◆ THE TASK
Scan the data below for the string "React". Show every line where it turns up.

◆ INPUT FOR THIS TASK
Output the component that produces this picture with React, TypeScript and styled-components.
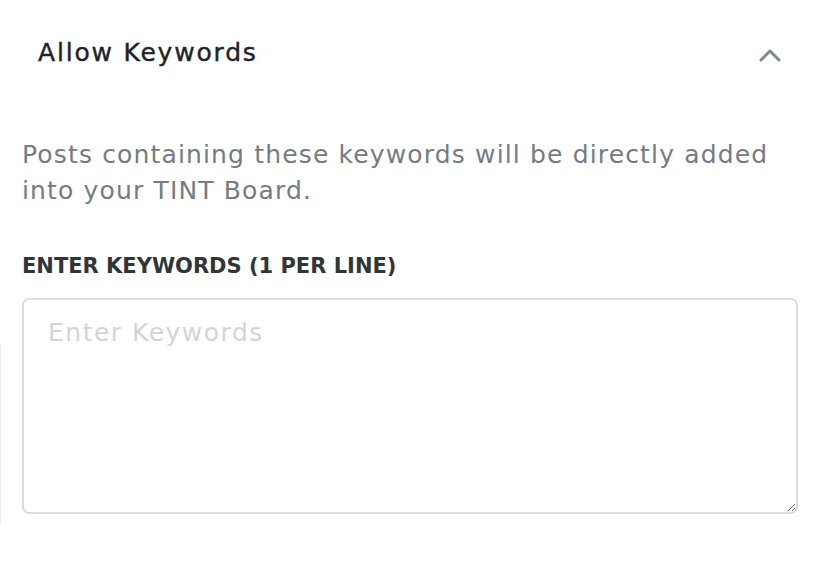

==

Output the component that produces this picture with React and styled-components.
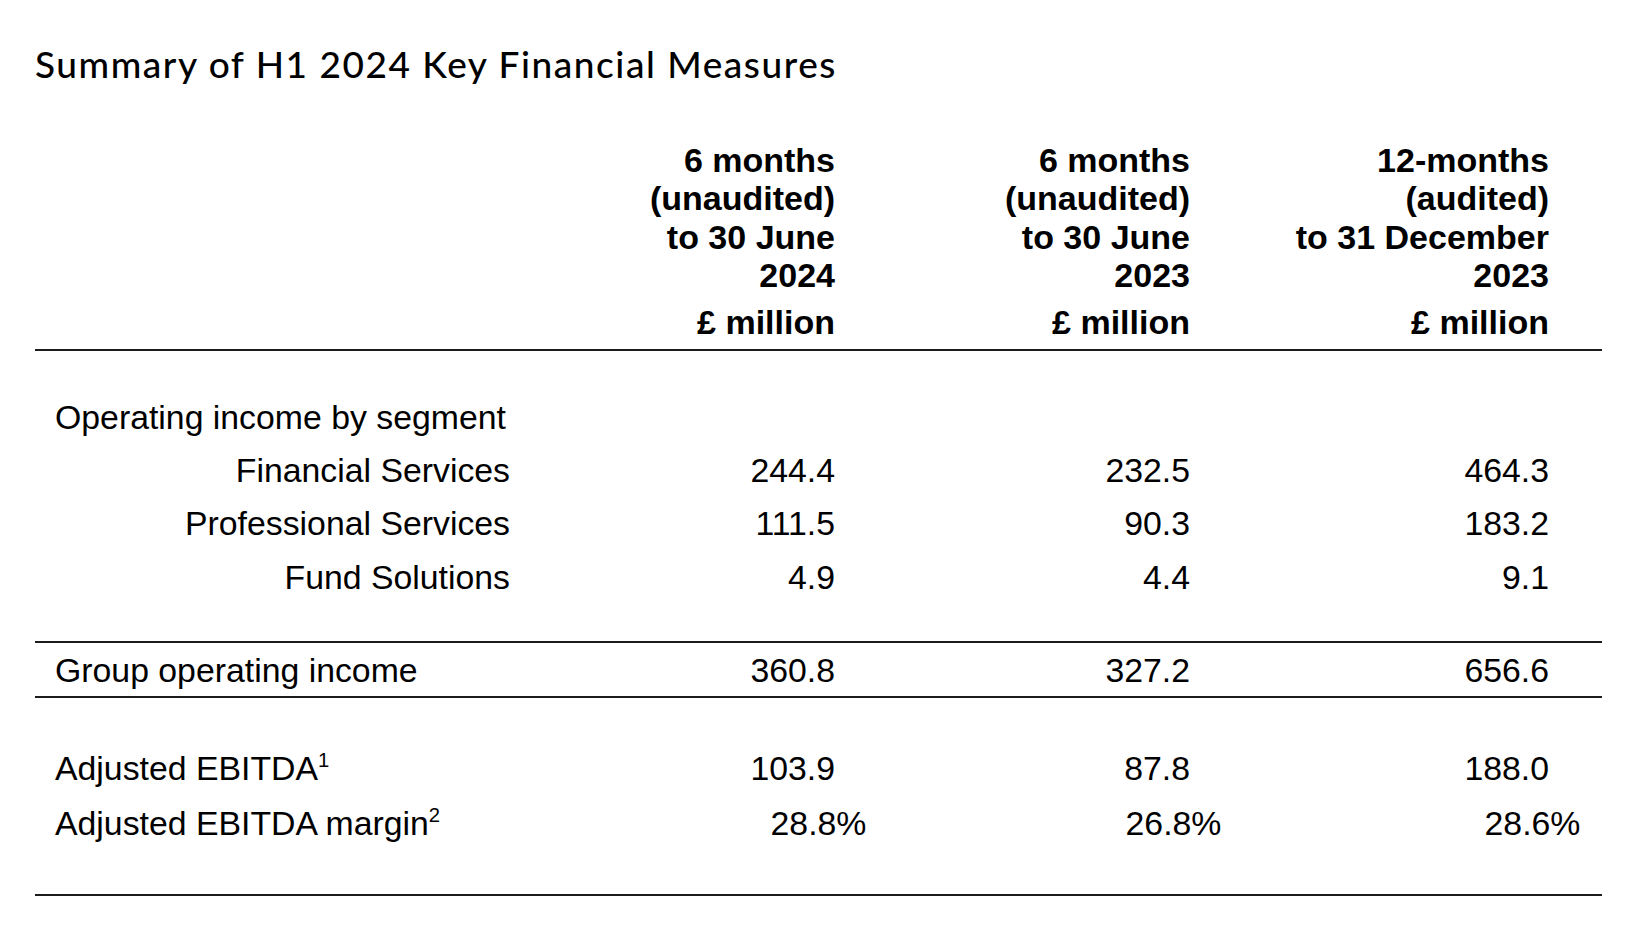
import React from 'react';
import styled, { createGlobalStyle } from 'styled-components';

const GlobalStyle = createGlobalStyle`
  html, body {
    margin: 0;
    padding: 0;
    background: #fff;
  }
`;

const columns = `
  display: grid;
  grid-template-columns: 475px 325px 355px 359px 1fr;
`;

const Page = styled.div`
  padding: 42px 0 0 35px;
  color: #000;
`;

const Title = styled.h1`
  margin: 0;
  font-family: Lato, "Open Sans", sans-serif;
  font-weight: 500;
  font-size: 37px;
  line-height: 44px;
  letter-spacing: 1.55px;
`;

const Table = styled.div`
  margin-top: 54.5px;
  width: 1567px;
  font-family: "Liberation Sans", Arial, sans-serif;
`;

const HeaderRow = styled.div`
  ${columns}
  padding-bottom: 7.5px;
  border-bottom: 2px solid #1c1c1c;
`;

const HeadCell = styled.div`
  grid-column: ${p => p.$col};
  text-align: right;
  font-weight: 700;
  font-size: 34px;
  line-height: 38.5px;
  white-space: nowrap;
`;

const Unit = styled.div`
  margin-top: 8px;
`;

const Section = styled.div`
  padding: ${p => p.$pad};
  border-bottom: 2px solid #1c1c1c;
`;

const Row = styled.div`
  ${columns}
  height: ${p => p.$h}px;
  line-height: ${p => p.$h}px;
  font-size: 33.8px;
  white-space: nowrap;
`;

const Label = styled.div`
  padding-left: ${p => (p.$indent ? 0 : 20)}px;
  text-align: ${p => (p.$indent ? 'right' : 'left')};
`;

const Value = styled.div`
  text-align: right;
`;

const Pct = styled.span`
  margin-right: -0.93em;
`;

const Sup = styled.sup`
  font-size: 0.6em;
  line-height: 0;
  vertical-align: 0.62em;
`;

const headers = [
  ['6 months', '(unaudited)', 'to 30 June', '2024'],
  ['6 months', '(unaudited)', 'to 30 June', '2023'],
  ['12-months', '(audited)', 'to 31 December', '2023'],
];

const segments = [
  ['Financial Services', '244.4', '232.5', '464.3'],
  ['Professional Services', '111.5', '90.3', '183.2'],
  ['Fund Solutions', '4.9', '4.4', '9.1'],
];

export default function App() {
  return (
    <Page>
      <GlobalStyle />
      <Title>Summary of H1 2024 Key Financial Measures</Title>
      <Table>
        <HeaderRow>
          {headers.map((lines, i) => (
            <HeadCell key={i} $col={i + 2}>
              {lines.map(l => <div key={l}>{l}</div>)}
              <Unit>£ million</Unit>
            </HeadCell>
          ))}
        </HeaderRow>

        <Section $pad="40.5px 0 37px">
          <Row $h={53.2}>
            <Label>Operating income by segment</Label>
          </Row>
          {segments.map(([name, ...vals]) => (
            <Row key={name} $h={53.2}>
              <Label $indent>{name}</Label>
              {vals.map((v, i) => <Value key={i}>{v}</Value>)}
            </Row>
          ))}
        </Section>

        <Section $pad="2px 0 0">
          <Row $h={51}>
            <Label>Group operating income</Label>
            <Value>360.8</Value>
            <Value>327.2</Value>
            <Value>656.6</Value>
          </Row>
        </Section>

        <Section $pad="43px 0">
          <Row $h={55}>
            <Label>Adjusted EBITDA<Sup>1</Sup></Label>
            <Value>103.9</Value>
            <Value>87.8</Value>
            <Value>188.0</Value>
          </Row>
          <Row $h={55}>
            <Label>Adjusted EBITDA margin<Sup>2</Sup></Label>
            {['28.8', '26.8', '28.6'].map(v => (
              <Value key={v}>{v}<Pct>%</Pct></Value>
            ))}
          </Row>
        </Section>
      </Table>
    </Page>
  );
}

◆ RESULT FOR THIS EXERCISE
Output the component that produces this picture with React, TypeScript and styled-components.
Output the component that produces this picture with React and styled-components.
import React from 'react';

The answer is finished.